§ **Information supplied**

........

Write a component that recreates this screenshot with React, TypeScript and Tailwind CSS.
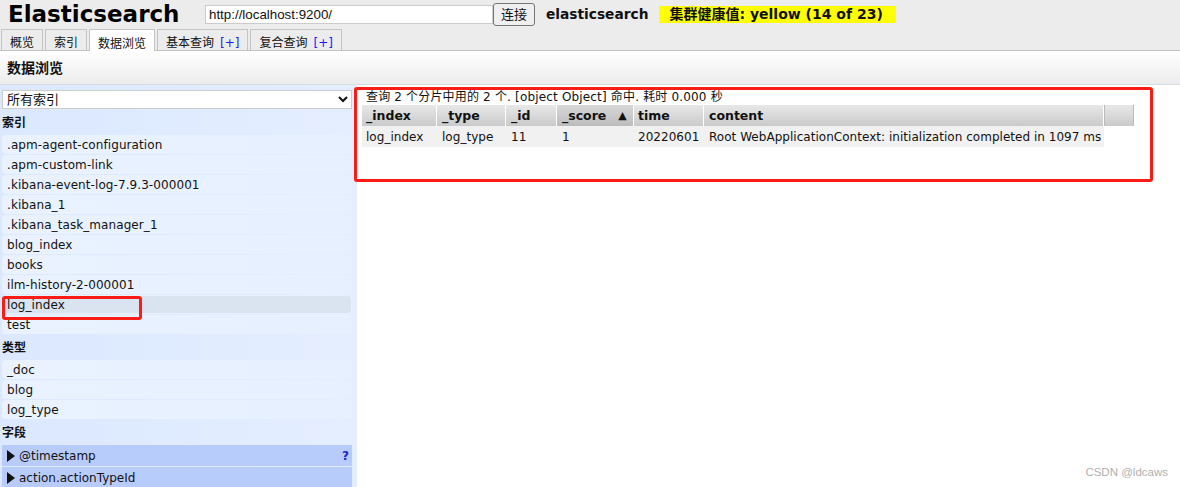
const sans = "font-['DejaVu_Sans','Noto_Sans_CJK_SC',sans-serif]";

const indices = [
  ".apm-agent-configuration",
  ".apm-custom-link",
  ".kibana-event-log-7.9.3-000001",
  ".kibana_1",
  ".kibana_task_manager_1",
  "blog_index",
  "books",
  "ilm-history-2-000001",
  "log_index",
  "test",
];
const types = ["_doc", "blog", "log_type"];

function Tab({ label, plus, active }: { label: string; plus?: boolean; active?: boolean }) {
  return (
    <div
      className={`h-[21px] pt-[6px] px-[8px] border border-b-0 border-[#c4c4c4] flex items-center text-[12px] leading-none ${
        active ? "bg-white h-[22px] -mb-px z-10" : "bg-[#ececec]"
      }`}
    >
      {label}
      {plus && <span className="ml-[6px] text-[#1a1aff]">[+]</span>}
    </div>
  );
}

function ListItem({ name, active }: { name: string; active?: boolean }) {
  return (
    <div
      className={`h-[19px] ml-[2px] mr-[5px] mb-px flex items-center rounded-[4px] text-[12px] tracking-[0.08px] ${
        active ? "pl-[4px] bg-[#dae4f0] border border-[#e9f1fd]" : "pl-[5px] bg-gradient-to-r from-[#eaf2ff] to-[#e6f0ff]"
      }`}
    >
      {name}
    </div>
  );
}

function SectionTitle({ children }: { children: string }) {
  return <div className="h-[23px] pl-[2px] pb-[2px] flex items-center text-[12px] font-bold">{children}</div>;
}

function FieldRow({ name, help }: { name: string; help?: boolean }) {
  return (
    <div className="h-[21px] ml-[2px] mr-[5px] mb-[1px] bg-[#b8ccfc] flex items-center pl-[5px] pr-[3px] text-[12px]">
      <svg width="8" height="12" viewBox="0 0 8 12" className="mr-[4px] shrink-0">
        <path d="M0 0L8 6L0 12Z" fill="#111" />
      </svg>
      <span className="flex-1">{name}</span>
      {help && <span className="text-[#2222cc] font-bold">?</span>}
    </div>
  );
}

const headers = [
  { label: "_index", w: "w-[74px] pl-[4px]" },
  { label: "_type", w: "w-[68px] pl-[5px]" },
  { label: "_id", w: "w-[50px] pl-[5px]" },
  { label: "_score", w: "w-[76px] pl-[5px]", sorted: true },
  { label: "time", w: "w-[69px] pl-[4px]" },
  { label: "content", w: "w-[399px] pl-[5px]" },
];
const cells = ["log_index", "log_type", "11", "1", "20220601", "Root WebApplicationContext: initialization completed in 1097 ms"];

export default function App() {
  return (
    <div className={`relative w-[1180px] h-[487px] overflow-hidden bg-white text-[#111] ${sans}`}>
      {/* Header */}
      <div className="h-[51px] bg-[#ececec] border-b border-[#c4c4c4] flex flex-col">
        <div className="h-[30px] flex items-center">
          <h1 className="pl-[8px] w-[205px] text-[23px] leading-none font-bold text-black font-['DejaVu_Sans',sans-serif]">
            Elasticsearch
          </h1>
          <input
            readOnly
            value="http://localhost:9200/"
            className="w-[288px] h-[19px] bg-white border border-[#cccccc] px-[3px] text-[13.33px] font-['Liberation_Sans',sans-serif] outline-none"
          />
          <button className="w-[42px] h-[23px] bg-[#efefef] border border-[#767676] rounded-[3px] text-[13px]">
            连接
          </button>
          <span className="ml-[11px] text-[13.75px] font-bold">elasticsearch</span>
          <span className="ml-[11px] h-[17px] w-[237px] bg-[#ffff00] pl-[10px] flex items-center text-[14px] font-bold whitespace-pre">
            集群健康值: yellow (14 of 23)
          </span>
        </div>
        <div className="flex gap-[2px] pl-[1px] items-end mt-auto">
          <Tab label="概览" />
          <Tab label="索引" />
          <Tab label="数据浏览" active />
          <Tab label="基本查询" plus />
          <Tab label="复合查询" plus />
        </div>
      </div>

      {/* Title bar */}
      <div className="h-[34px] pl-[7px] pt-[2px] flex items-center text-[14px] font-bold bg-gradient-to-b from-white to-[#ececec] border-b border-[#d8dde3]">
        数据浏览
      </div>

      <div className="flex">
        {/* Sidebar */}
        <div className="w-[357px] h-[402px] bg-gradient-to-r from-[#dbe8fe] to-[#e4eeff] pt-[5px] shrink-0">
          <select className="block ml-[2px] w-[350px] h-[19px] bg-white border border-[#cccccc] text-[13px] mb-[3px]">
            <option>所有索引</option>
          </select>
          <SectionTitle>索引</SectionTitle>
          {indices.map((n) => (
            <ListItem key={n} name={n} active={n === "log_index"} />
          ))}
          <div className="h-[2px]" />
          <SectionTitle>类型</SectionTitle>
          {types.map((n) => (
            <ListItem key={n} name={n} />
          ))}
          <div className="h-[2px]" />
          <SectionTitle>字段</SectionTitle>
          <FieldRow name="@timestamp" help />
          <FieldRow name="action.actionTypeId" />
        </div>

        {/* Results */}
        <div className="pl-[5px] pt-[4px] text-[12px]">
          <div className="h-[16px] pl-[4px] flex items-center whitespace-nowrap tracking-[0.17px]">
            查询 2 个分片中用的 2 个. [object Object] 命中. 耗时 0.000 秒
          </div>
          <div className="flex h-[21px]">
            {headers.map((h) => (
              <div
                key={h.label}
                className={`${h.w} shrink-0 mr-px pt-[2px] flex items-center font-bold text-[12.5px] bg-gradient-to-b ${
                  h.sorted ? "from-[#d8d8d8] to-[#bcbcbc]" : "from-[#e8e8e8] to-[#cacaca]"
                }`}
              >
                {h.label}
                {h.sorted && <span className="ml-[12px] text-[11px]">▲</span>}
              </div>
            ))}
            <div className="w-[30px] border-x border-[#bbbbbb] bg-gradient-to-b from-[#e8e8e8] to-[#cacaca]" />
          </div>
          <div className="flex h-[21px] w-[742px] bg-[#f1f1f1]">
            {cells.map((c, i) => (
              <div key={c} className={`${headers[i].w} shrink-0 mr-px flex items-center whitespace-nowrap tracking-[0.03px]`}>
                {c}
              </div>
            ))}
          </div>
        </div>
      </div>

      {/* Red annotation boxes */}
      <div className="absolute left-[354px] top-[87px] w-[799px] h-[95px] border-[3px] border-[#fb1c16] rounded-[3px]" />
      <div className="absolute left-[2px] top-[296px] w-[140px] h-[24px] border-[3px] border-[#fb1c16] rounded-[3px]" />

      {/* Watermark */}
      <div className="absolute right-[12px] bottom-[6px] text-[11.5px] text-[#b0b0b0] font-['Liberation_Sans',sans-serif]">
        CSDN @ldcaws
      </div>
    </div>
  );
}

........

§ **Do this**
With the pictures left out, transcribe the material exactly.

§ **Task output**
Write a component that recreates this screenshot with React, TypeScript and Tailwind CSS.
const sans = "font-['DejaVu_Sans','Noto_Sans_CJK_SC',sans-serif]";

const indices = [
  ".apm-agent-configuration",
  ".apm-custom-link",
  ".kibana-event-log-7.9.3-000001",
  ".kibana_1",
  ".kibana_task_manager_1",
  "blog_index",
  "books",
  "ilm-history-2-000001",
  "log_index",
  "test",
];
const types = ["_doc", "blog", "log_type"];

function Tab({ label, plus, active }: { label: string; plus?: boolean; active?: boolean }) {
  return (
    <div
      className={`h-[21px] pt-[6px] px-[8px] border border-b-0 border-[#c4c4c4] flex items-center text-[12px] leading-none ${
        active ? "bg-white h-[22px] -mb-px z-10" : "bg-[#ececec]"
      }`}
    >
      {label}
      {plus && <span className="ml-[6px] text-[#1a1aff]">[+]</span>}
    </div>
  );
}

function ListItem({ name, active }: { name: string; active?: boolean }) {
  return (
    <div
      className={`h-[19px] ml-[2px] mr-[5px] mb-px flex items-center rounded-[4px] text-[12px] tracking-[0.08px] ${
        active ? "pl-[4px] bg-[#dae4f0] border border-[#e9f1fd]" : "pl-[5px] bg-gradient-to-r from-[#eaf2ff] to-[#e6f0ff]"
      }`}
    >
      {name}
    </div>
  );
}

function SectionTitle({ children }: { children: string }) {
  return <div className="h-[23px] pl-[2px] pb-[2px] flex items-center text-[12px] font-bold">{children}</div>;
}

function FieldRow({ name, help }: { name: string; help?: boolean }) {
  return (
    <div className="h-[21px] ml-[2px] mr-[5px] mb-[1px] bg-[#b8ccfc] flex items-center pl-[5px] pr-[3px] text-[12px]">
      <svg width="8" height="12" viewBox="0 0 8 12" className="mr-[4px] shrink-0">
        <path d="M0 0L8 6L0 12Z" fill="#111" />
      </svg>
      <span className="flex-1">{name}</span>
      {help && <span className="text-[#2222cc] font-bold">?</span>}
    </div>
  );
}

const headers = [
  { label: "_index", w: "w-[74px] pl-[4px]" },
  { label: "_type", w: "w-[68px] pl-[5px]" },
  { label: "_id", w: "w-[50px] pl-[5px]" },
  { label: "_score", w: "w-[76px] pl-[5px]", sorted: true },
  { label: "time", w: "w-[69px] pl-[4px]" },
  { label: "content", w: "w-[399px] pl-[5px]" },
];
const cells = ["log_index", "log_type", "11", "1", "20220601", "Root WebApplicationContext: initialization completed in 1097 ms"];

export default function App() {
  return (
    <div className={`relative w-[1180px] h-[487px] overflow-hidden bg-white text-[#111] ${sans}`}>
      {/* Header */}
      <div className="h-[51px] bg-[#ececec] border-b border-[#c4c4c4] flex flex-col">
        <div className="h-[30px] flex items-center">
          <h1 className="pl-[8px] w-[205px] text-[23px] leading-none font-bold text-black font-['DejaVu_Sans',sans-serif]">
            Elasticsearch
          </h1>
          <input
            readOnly
            value="http://localhost:9200/"
            className="w-[288px] h-[19px] bg-white border border-[#cccccc] px-[3px] text-[13.33px] font-['Liberation_Sans',sans-serif] outline-none"
          />
          <button className="w-[42px] h-[23px] bg-[#efefef] border border-[#767676] rounded-[3px] text-[13px]">
            连接
          </button>
          <span className="ml-[11px] text-[13.75px] font-bold">elasticsearch</span>
          <span className="ml-[11px] h-[17px] w-[237px] bg-[#ffff00] pl-[10px] flex items-center text-[14px] font-bold whitespace-pre">
            集群健康值: yellow (14 of 23)
          </span>
        </div>
        <div className="flex gap-[2px] pl-[1px] items-end mt-auto">
          <Tab label="概览" />
          <Tab label="索引" />
          <Tab label="数据浏览" active />
          <Tab label="基本查询" plus />
          <Tab label="复合查询" plus />
        </div>
      </div>

      {/* Title bar */}
      <div className="h-[34px] pl-[7px] pt-[2px] flex items-center text-[14px] font-bold bg-gradient-to-b from-white to-[#ececec] border-b border-[#d8dde3]">
        数据浏览
      </div>

      <div className="flex">
        {/* Sidebar */}
        <div className="w-[357px] h-[402px] bg-gradient-to-r from-[#dbe8fe] to-[#e4eeff] pt-[5px] shrink-0">
          <select className="block ml-[2px] w-[350px] h-[19px] bg-white border border-[#cccccc] text-[13px] mb-[3px]">
            <option>所有索引</option>
          </select>
          <SectionTitle>索引</SectionTitle>
          {indices.map((n) => (
            <ListItem key={n} name={n} active={n === "log_index"} />
          ))}
          <div className="h-[2px]" />
          <SectionTitle>类型</SectionTitle>
          {types.map((n) => (
            <ListItem key={n} name={n} />
          ))}
          <div className="h-[2px]" />
          <SectionTitle>字段</SectionTitle>
          <FieldRow name="@timestamp" help />
          <FieldRow name="action.actionTypeId" />
        </div>

        {/* Results */}
        <div className="pl-[5px] pt-[4px] text-[12px]">
          <div className="h-[16px] pl-[4px] flex items-center whitespace-nowrap tracking-[0.17px]">
            查询 2 个分片中用的 2 个. [object Object] 命中. 耗时 0.000 秒
          </div>
          <div className="flex h-[21px]">
            {headers.map((h) => (
              <div
                key={h.label}
                className={`${h.w} shrink-0 mr-px pt-[2px] flex items-center font-bold text-[12.5px] bg-gradient-to-b ${
                  h.sorted ? "from-[#d8d8d8] to-[#bcbcbc]" : "from-[#e8e8e8] to-[#cacaca]"
                }`}
              >
                {h.label}
                {h.sorted && <span className="ml-[12px] text-[11px]">▲</span>}
              </div>
            ))}
            <div className="w-[30px] border-x border-[#bbbbbb] bg-gradient-to-b from-[#e8e8e8] to-[#cacaca]" />
          </div>
          <div className="flex h-[21px] w-[742px] bg-[#f1f1f1]">
            {cells.map((c, i) => (
              <div key={c} className={`${headers[i].w} shrink-0 mr-px flex items-center whitespace-nowrap tracking-[0.03px]`}>
                {c}
              </div>
            ))}
          </div>
        </div>
      </div>

      {/* Red annotation boxes */}
      <div className="absolute left-[354px] top-[87px] w-[799px] h-[95px] border-[3px] border-[#fb1c16] rounded-[3px]" />
      <div className="absolute left-[2px] top-[296px] w-[140px] h-[24px] border-[3px] border-[#fb1c16] rounded-[3px]" />

      {/* Watermark */}
      <div className="absolute right-[12px] bottom-[6px] text-[11.5px] text-[#b0b0b0] font-['Liberation_Sans',sans-serif]">
        CSDN @ldcaws
      </div>
    </div>
  );
}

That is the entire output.